Esta pequeña es Aya Ben Hamdouch, la niña de ocho años que revolucionó el patio de butacas en la ceremonia del sorteo de Lotería de Navidad por el entusiasmo con que cantaba los premios de mil euros.
La historia de Aya, su emoción sencilla y contagiosa, sacudió las redes sociales, se convirtió en comidilla a la hora de los brindis y acaparó la atención de los telediarios por motivos no tan discernibles.
Reducir su mañana de gloria a una cuestión de azar, convertirla en un mero efecto de la ternura que admiramos en la infancia o atribuirlo a su entusiasmado e inimitable fraseo de los números sirve de explicación, pero parece también el modo más rápido de desperdiciar uno de los pocos motivos de alegría, sin letra pequeña ni efectos secundarios, que nos ha deparado esta semana.
Se me ocurren diez razones, pero seguro que hay muchas más, por las que Aya Ben Hamdouch se ha convertido en nuestra Thousand euros baby.

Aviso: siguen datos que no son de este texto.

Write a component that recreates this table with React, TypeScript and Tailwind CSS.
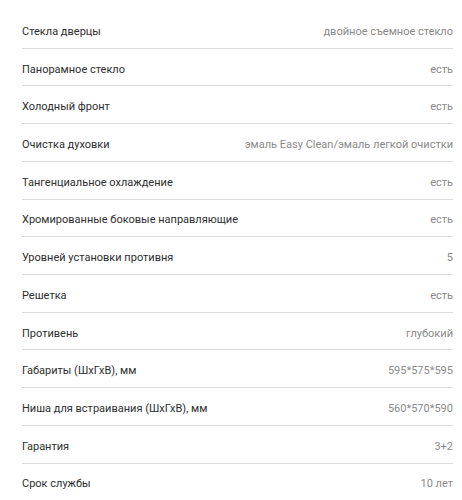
import React from 'react';

const specs = [
  { label: 'Стекла дверцы', value: 'двойное съемное стекло' },
  { label: 'Панорамное стекло', value: 'есть' },
  { label: 'Холодный фронт', value: 'есть' },
  { label: 'Очистка духовки', value: 'эмаль Easy Clean/эмаль легкой очистки' },
  { label: 'Тангенциальное охлаждение', value: 'есть' },
  { label: 'Хромированные боковые направляющие', value: 'есть' },
  { label: 'Уровней установки противня', value: '5' },
  { label: 'Решетка', value: 'есть' },
  { label: 'Противень', value: 'глубокий' },
  { label: 'Габариты (ШхГхВ), мм', value: '595*575*595' },
  { label: 'Ниша для встраивания (ШхГхВ), мм', value: '560*570*590' },
  { label: 'Гарантия', value: '3+2' },
  { label: 'Срок службы', value: '10 лет' },
];

const App = () => {
  return (
    <div className="min-h-screen bg-white pt-[11px] pl-[22px] pr-[9px] font-['Roboto',sans-serif]">
      {specs.map((item) => (
        <div
          key={item.label}
          className="flex h-[37.73px] items-center justify-between border-b border-[#dcdcdc] pt-[5px] text-[11px] leading-[14px]"
        >
          <span className="text-[#2e2e2e]">{item.label}</span>
          <span className="text-[#8a8a8a]">{item.value}</span>
        </div>
      ))}
    </div>
  );
};

export default App;
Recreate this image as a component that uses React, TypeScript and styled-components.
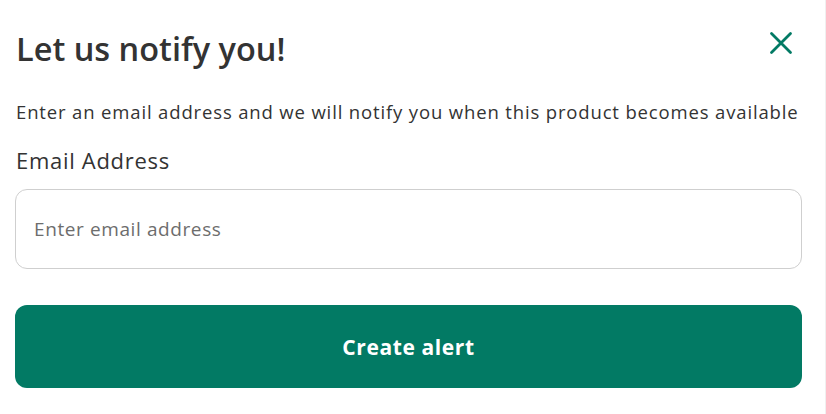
import React from "react";
import styled, { createGlobalStyle } from "styled-components";

const Global = createGlobalStyle`
  html, body { margin: 0; padding: 0; background: #fff; }
  body { font-family: "Open Sans", "Noto Sans", sans-serif; color: #333; }
`;

const Dialog = styled.div`
  box-sizing: border-box;
  width: 826px;
  height: 414px;
  padding: 26px 25px 0 15px;
  border-right: 1px solid #f0f0f0;
  display: flex;
  flex-direction: column;
`;

const Header = styled.div`
  display: flex;
  align-items: center;
  justify-content: space-between;
`;

const Title = styled.h2`
  margin: 0 0 0 1px;
  font-size: 32.5px;
  font-weight: 600;
  line-height: 46px;
  color: #333;
`;

const CloseButton = styled.button`
  border: 0;
  background: none;
  padding: 0;
  width: 30px;
  height: 30px;
  margin-right: 4px;
  margin-top: -12px;
  display: flex;
  align-items: center;
  justify-content: center;
  cursor: pointer;
`;

const Description = styled.p`
  margin: 28px 0 0 1px;
  font-size: 18.5px;
  letter-spacing: 0.85px;
  line-height: 24px;
  color: #333;
`;

const Label = styled.label`
  margin: 21px 0 0 1px;
  font-size: 22px;
  letter-spacing: 0.7px;
  font-weight: 500;
  line-height: 30px;
  color: #333;
`;

const Input = styled.input`
  box-sizing: border-box;
  margin-top: 14px;
  width: 787px;
  height: 80px;
  border: 1px solid #cfcfcf;
  border-radius: 12px;
  padding: 0 18px;
  font-family: inherit;
  font-size: 19px;
  letter-spacing: 0.6px;
  color: #333;
  outline: none;
  &::placeholder { color: #6d6d6d; }
`;

const Submit = styled.button`
  margin-top: 36px;
  width: 787px;
  height: 83px;
  border: 0;
  border-radius: 12px;
  background: #027a64;
  color: #fff;
  font-family: inherit;
  font-size: 21px;
  letter-spacing: 0.6px;
  font-weight: 700;
  cursor: pointer;
`;

export default function App() {
  return (
    <>
      <Global />
      <Dialog>
        <Header>
          <Title>Let us notify you!</Title>
          <CloseButton aria-label="Close">
            <svg width="24" height="24" viewBox="0 0 24 24" fill="none" stroke="#027a64" strokeWidth="2.8" strokeLinecap="round">
              <path d="M2.5 2.5 L21.5 21.5 M21.5 2.5 L2.5 21.5" />
            </svg>
          </CloseButton>
        </Header>
        <Description>Enter an email address and we will notify you when this product becomes available</Description>
        <Label htmlFor="email">Email Address</Label>
        <Input id="email" type="email" placeholder="Enter email address" />
        <Submit>Create alert</Submit>
      </Dialog>
    </>
  );
}
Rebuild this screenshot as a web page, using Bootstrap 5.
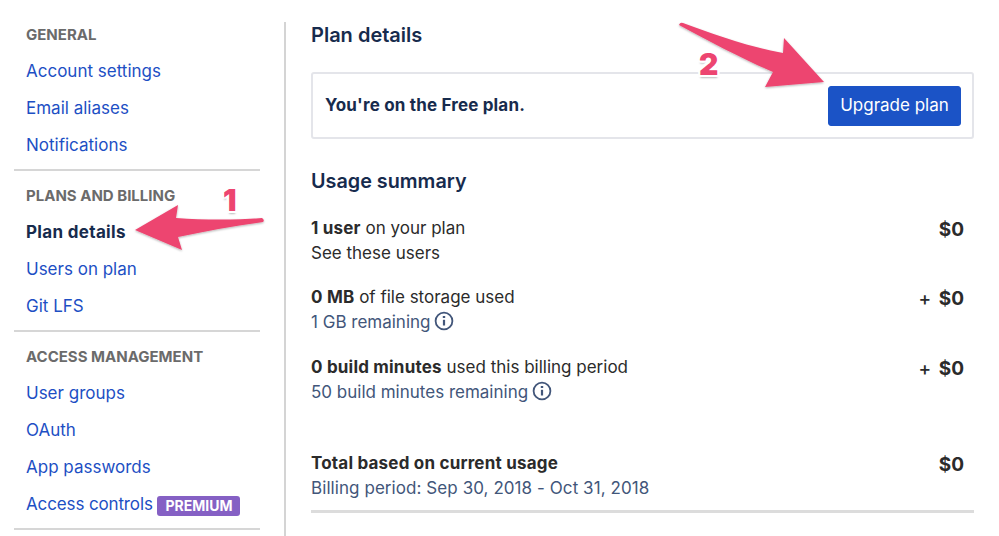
<!DOCTYPE html>
<html lang="en">
<head>
<meta charset="utf-8">
<title>Plan details</title>
<link href="https://cdn.jsdelivr.net/npm/bootstrap@5.3.0/dist/css/bootstrap.min.css" rel="stylesheet">
<style>
html,body{height:536px;overflow:hidden}
body{font-family:Inter,"Liberation Sans",sans-serif;font-size:17px;color:#172b4d;background:#fff;position:relative}
.shell{padding-top:22px}
.sidebar{width:286px;flex:none;height:514px;border-right:2px solid #d4d4d4;padding-left:14px}
.sidegroup{width:246px;border-bottom:2px solid #d6d6d6;padding:0 0 5px 12px;margin-bottom:13px}
.sidehead{font-size:15px;font-weight:700;color:#6b6b6b;line-height:24px;margin:1px 0 6px}
.sidelink{display:block;line-height:37px;height:37px;color:#1d4fc4;text-decoration:none;font-size:17px}
.sidelink.current{color:#172b4d;font-weight:700;letter-spacing:.33px}
.tightlink{letter-spacing:-.13px}
.tagpremium{background:#8560c4;color:#fff;font-size:14px;font-weight:700;border-radius:3px;padding:1px 8px;line-height:18px;display:inline-block;margin-left:0;vertical-align:-1px;letter-spacing:0}
.mainpane{padding:0 25px;flex:1;min-width:0}
.pagetitle{font-size:20px;font-weight:600;line-height:26px;margin:0 0 24px;color:#172b4d}
.planbox{height:67px;border:2px solid #e4e5ea;border-radius:3px;padding:0 11px 0 12px;font-weight:700;margin-bottom:29px;font-size:17px;letter-spacing:.17px}
.upbtn{background:#1b53c6;border:1px solid #1b53c6;color:#fff;font-size:17px;border-radius:3px;height:40px;width:133px;padding:0;letter-spacing:0}
.subtitle{font-size:19.8px;font-weight:600;line-height:26px;margin:0 0 21.8px;color:#172b4d}
.usage{color:#2b2b2b;line-height:25px;padding-right:10px;margin-bottom:19.5px}
.usage b{font-weight:700;letter-spacing:.2px}
.muted{color:#42567a}
.widetext{letter-spacing:.07px}
.price{font-size:19px;font-weight:700;color:#2b2b2b;padding-top:1px}
.price span{font-weight:500;margin-right:3px}
.totalrow{margin-top:46px;border-bottom:3px solid #dcdcdc;padding-bottom:9px}
.notes{position:absolute;left:0;top:0;pointer-events:none}
.num{position:absolute;font-size:30px;font-weight:900;color:#ed4570;line-height:30px;text-shadow:-2px 0 #fff,2px 0 #fff,0 -2px #fff,0 2px #fff,-2px -2px #fff,2px -2px #fff,-2px 2px #fff,2px 2px #fff,0 3px 2px #bbb}
.numone{left:223px;top:185px}
.numtwo{left:699px;top:49px}
.infoicon{vertical-align:-3px;margin-left:-1px}
</style>
</head>
<body>
<div class="shell d-flex">
  <nav class="sidebar">
    <div class="sidegroup">
      <div class="sidehead">GENERAL</div>
      <a class="sidelink" href="#">Account settings</a>
      <a class="sidelink" href="#">Email aliases</a>
      <a class="sidelink" href="#">Notifications</a>
    </div>
    <div class="sidegroup">
      <div class="sidehead">PLANS AND BILLING</div>
      <a class="sidelink current" href="#">Plan details</a>
      <a class="sidelink" href="#">Users on plan</a>
      <a class="sidelink" href="#">Git LFS</a>
    </div>
    <div class="sidegroup">
      <div class="sidehead">ACCESS MANAGEMENT</div>
      <a class="sidelink" href="#">User groups</a>
      <a class="sidelink" href="#">OAuth</a>
      <a class="sidelink" href="#">App passwords</a>
      <a class="sidelink tightlink" href="#">Access controls <span class="tagpremium">PREMIUM</span></a>
    </div>
  </nav>
  <main class="mainpane">
    <h1 class="pagetitle">Plan details</h1>
    <div class="planbox d-flex align-items-center justify-content-between">
      <span>You're on the Free plan.</span>
      <button class="btn upbtn" type="button">Upgrade plan</button>
    </div>
    <h2 class="subtitle">Usage summary</h2>
    <div class="usage d-flex justify-content-between">
      <div><b>1 user</b> on your plan<br>See these users</div>
      <div class="price">$0</div>
    </div>
    <div class="usage d-flex justify-content-between">
      <div><b>0 MB</b> of file storage used<br><span class="muted">1 GB remaining
        <svg class="infoicon" width="20" height="20" viewBox="0 0 20 20" fill="none" stroke="#42567a" stroke-width="1.8"><circle cx="10" cy="10" r="8.4"/><path d="M10 8.8v5.7" stroke-width="2.2"/><path d="M10 5v2" stroke-width="2.4"/></svg></span></div>
      <div class="price"><span>+</span> $0</div>
    </div>
    <div class="usage d-flex justify-content-between">
      <div><b>0 build minutes</b> used this billing period<br><span class="muted">50 build minutes remaining
        <svg class="infoicon" width="20" height="20" viewBox="0 0 20 20" fill="none" stroke="#42567a" stroke-width="1.8"><circle cx="10" cy="10" r="8.4"/><path d="M10 8.8v5.7" stroke-width="2.2"/><path d="M10 5v2" stroke-width="2.4"/></svg></span></div>
      <div class="price"><span>+</span> $0</div>
    </div>
    <div class="usage totalrow d-flex justify-content-between">
      <div><b>Total based on current usage</b><br><span class="muted widetext">Billing period: Sep 30, 2018 - Oct 31, 2018</span></div>
      <div class="price">$0</div>
    </div>
  </main>
</div>
<svg class="notes" width="999" height="536" viewBox="0 0 999 536">
  <defs><filter id="sh" x="-10%" y="-10%" width="120%" height="130%"><feDropShadow dx="0" dy="1" stdDeviation="1" flood-color="#000" flood-opacity=".3"/></filter></defs>
  <path filter="url(#sh)" fill="#ed4570" d="M135 230 L178 205 L176 218 C205 220 235 220 262 218 Q265 220 263 222 C235 226 205 231 178 237 L182 250 Z"/>
  <path filter="url(#sh)" fill="#ed4570" d="M679 25 Q680 22 683 23 C715 35 750 47 783 53 L784 38 L824 82 L765 87 L773 72 C745 60 710 42 679 25 Z"/>
</svg>
<span class="num numone">1</span>
<span class="num numtwo">2</span>
<script src="https://cdn.jsdelivr.net/npm/bootstrap@5.3.0/dist/js/bootstrap.bundle.min.js"></script>
</body>
</html>
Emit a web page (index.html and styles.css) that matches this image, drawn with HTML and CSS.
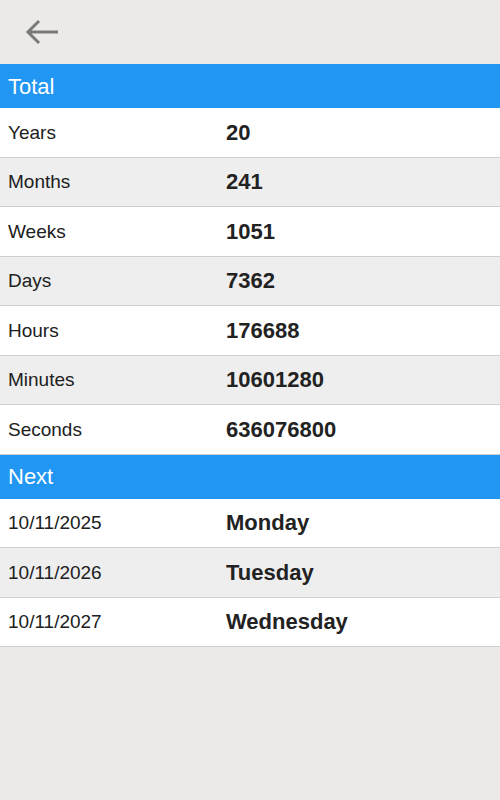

Por encaramarse al micrófono con la resolución que aprendimos en las copas de los árboles, cuando trepar y encaramarse eran formas evidentes de llegar al fondo del cielo
Por despertar a la platea del Teatro Real de un amodorramiento psicodélico: personas mayores disfrazadas de pollitos y piratas dando cabezadas frente a un bombo flanqueado de notarios.
Por desobedecer al funcionario que la conminó a corregirse: “Cielo, no tienes que alargar tanto los mil euros”.
Por demostrarnos a todos que la candidez apasionada es sumamente subversiva.
Por convertir una ceremonia dyckensiana en una fiesta divertida y chispeante.
Porque la ilusión desprecia el orden monetario del mundo y porque la llana alegría desconoce el valor del cambio.
Por cantar como un jilguero.
Porque todos nos olvidábamos de nuestros décimos y queríamos que fuera ella quien cantara el premio gordo.
Porque dejó con ganas de ¡miiiiiiiil euros! incluso a quienes no creen en la Lotería.